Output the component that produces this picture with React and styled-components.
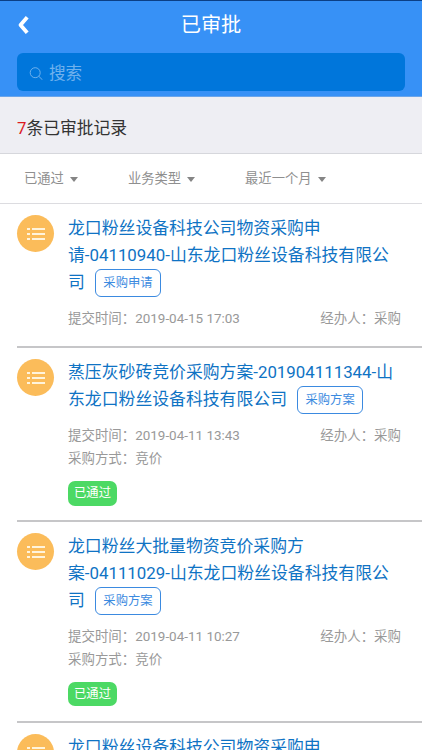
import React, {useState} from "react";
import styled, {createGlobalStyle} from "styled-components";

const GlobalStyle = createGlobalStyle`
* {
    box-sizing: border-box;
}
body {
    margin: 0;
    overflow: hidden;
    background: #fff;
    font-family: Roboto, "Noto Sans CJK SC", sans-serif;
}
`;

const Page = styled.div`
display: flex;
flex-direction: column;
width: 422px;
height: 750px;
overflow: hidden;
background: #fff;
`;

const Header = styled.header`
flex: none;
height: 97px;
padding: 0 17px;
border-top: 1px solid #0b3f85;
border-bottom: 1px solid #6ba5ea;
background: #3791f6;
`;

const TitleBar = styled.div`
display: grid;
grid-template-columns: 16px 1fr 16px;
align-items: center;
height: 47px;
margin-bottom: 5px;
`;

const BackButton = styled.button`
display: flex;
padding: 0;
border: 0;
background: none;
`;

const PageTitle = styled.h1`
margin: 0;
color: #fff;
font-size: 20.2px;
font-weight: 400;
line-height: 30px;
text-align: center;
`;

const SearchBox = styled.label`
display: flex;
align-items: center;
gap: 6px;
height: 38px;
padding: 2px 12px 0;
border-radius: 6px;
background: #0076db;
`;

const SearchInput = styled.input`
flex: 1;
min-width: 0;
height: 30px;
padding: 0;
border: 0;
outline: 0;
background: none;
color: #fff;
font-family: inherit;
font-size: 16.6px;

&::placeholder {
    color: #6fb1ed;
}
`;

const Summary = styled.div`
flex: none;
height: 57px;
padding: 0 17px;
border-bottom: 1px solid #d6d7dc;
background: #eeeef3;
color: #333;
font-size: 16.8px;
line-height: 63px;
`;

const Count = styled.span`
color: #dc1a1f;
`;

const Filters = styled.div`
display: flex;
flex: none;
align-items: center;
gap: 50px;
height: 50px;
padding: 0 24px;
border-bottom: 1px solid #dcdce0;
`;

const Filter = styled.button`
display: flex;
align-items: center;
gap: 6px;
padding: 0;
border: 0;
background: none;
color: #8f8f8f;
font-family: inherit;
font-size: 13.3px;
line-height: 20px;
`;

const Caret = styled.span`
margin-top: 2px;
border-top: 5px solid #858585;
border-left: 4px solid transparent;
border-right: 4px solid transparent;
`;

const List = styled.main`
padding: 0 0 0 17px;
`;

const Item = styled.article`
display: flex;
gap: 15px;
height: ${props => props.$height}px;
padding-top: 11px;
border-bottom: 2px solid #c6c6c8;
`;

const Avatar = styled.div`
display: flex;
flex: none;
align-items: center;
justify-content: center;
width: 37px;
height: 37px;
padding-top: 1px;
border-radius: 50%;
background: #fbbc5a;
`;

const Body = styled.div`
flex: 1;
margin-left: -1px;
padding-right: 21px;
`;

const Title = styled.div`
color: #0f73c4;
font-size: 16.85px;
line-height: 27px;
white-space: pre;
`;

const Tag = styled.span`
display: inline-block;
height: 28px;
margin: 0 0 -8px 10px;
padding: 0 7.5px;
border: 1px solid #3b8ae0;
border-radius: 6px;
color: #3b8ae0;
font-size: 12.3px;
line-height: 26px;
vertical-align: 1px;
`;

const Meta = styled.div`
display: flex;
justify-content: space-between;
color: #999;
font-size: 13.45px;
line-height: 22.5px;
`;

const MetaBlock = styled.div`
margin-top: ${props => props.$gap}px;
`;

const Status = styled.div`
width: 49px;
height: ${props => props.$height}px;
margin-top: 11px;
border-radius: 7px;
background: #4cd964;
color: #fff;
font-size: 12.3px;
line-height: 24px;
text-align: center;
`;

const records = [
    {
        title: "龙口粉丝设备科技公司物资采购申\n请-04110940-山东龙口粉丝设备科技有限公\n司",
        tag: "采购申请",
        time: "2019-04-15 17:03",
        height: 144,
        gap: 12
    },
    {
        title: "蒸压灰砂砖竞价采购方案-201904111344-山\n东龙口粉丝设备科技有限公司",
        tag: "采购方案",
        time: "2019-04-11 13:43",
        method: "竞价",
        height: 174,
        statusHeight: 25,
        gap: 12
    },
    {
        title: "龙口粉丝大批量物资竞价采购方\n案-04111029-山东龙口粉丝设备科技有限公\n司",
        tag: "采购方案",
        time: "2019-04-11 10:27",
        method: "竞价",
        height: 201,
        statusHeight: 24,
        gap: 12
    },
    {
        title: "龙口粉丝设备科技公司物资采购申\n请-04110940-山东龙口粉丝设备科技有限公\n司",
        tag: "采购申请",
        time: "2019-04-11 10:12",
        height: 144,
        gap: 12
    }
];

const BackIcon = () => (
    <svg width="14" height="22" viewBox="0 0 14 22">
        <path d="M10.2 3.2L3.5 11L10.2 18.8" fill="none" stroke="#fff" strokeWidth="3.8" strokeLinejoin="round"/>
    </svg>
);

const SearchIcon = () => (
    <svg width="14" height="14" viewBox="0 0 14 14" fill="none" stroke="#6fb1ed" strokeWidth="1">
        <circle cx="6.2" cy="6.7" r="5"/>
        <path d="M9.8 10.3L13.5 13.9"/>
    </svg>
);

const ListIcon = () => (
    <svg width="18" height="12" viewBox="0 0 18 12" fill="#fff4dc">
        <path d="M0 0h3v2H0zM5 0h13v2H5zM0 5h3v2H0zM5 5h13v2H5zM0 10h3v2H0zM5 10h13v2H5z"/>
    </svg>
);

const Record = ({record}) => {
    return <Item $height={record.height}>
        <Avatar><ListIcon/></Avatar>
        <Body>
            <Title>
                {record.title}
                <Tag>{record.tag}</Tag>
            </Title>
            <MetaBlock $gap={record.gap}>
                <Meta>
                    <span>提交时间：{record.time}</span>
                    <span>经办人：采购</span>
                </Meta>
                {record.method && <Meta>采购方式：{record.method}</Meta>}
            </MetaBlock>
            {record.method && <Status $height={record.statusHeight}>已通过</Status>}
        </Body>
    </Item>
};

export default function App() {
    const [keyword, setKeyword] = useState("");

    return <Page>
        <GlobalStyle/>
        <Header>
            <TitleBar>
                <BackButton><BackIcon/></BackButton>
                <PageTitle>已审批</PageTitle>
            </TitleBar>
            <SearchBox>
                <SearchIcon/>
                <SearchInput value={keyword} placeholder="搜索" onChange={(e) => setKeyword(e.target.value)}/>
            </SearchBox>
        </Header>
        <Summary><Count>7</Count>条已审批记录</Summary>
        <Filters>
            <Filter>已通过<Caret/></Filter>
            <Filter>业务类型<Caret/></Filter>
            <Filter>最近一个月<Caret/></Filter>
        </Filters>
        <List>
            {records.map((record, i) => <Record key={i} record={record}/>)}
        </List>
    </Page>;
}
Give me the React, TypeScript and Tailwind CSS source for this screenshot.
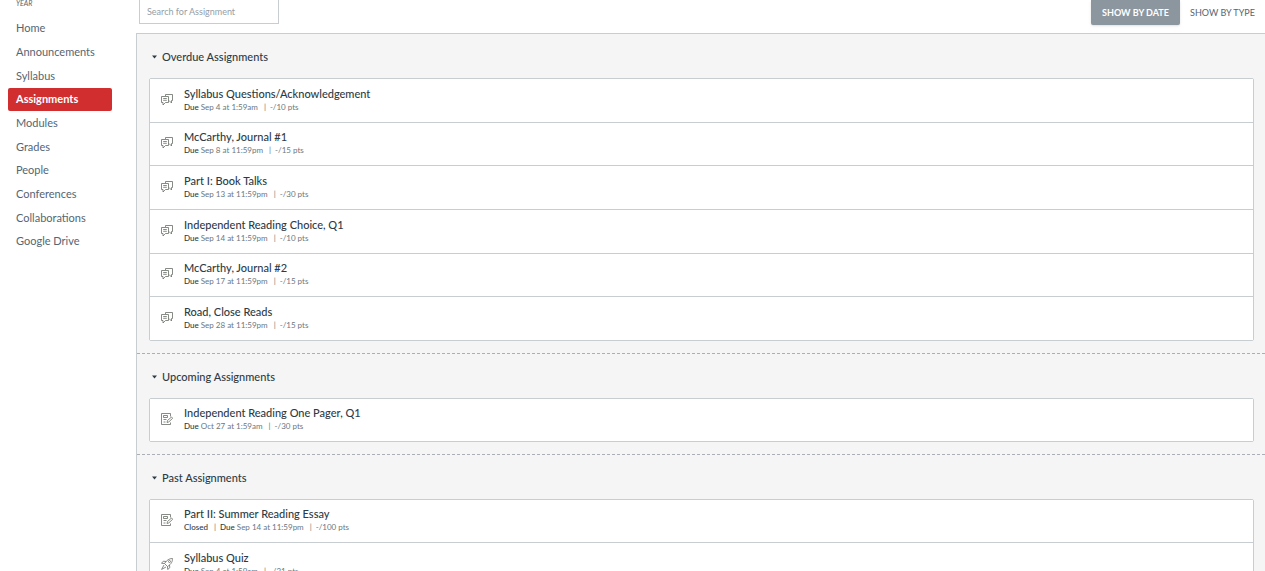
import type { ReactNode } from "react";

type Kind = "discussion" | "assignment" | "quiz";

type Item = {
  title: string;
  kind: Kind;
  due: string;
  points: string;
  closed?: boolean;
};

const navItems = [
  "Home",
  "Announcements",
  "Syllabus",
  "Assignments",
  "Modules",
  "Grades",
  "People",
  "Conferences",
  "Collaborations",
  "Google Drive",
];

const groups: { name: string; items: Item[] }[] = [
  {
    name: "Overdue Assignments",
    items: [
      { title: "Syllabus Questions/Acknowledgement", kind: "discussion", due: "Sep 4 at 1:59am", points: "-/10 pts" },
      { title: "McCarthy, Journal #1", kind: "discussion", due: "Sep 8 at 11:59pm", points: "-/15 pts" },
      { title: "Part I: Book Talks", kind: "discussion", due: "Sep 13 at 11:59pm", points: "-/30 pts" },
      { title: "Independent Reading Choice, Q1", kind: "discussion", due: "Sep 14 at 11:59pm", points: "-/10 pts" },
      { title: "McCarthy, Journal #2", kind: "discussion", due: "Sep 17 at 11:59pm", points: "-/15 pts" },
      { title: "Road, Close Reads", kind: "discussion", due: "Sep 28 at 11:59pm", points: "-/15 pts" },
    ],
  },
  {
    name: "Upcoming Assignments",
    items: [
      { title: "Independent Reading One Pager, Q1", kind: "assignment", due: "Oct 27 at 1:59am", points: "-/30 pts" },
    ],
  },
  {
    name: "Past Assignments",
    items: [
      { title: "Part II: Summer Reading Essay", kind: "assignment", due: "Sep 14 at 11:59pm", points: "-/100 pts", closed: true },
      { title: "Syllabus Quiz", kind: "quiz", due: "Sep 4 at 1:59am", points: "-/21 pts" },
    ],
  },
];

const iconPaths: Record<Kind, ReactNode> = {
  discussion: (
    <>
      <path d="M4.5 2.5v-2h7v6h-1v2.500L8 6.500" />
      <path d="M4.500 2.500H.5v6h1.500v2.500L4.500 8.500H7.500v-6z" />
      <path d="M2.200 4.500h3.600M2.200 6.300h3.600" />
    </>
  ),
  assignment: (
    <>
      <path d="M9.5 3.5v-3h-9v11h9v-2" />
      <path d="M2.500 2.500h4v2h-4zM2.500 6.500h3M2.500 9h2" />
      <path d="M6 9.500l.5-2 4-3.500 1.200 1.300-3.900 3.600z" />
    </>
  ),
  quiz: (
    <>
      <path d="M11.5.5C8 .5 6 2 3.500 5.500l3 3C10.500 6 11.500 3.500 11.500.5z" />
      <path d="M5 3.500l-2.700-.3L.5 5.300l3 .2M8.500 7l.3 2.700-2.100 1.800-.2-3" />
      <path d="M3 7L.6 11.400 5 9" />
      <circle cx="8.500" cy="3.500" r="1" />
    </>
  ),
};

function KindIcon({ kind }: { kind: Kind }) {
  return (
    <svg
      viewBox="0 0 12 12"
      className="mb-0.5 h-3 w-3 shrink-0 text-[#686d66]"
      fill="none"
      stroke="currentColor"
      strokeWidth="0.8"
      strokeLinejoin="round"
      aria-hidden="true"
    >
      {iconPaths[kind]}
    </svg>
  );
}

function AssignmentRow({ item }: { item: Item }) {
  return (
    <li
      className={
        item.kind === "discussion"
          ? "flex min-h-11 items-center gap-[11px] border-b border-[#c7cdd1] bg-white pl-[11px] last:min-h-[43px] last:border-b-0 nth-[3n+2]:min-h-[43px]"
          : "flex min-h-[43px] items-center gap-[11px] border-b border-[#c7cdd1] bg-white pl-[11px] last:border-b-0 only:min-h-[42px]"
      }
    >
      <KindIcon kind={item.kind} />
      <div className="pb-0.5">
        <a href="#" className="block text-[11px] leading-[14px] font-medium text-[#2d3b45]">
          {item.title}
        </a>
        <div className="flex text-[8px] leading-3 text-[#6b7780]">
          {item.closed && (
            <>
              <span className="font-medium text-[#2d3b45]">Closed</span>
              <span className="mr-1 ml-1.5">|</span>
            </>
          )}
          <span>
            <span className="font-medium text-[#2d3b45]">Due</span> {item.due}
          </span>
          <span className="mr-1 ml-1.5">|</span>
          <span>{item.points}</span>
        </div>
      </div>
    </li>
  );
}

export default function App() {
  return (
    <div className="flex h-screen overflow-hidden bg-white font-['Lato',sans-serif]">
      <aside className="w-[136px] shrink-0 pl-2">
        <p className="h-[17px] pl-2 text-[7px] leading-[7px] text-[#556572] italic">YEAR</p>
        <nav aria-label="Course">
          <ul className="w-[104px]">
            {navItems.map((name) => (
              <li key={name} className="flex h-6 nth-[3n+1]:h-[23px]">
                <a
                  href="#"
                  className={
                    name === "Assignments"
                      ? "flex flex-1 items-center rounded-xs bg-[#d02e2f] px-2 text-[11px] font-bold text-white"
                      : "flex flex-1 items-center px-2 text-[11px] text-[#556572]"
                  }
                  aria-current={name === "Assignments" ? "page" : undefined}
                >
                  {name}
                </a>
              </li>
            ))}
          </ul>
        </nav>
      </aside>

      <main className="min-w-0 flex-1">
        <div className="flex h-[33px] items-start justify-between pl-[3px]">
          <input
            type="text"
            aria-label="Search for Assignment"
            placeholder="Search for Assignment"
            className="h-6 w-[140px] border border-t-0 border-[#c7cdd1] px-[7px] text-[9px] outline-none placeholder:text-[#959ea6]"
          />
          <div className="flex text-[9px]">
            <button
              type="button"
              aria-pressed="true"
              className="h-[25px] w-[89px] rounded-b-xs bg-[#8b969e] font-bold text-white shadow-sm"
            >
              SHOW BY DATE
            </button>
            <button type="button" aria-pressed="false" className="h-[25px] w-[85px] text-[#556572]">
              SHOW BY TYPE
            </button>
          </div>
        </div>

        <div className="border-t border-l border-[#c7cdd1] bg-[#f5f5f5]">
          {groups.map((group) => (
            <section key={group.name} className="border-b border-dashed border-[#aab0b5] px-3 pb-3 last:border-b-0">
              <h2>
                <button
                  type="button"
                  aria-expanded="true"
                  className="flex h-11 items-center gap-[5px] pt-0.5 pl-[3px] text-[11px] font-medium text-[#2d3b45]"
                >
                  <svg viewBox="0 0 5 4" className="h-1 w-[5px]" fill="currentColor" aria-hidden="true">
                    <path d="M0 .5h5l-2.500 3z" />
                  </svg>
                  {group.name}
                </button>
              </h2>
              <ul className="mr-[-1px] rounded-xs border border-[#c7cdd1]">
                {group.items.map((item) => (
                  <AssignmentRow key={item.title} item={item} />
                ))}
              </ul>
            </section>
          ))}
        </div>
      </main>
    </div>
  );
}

--------------------------------

**EXERCISE**:
Copy out each line in the listing that has the word "this".

**OUTPUT OF THE EXERCISE**:
Output the component that produces this picture with React and styled-components.
Give me the React, TypeScript and Tailwind CSS source for this screenshot.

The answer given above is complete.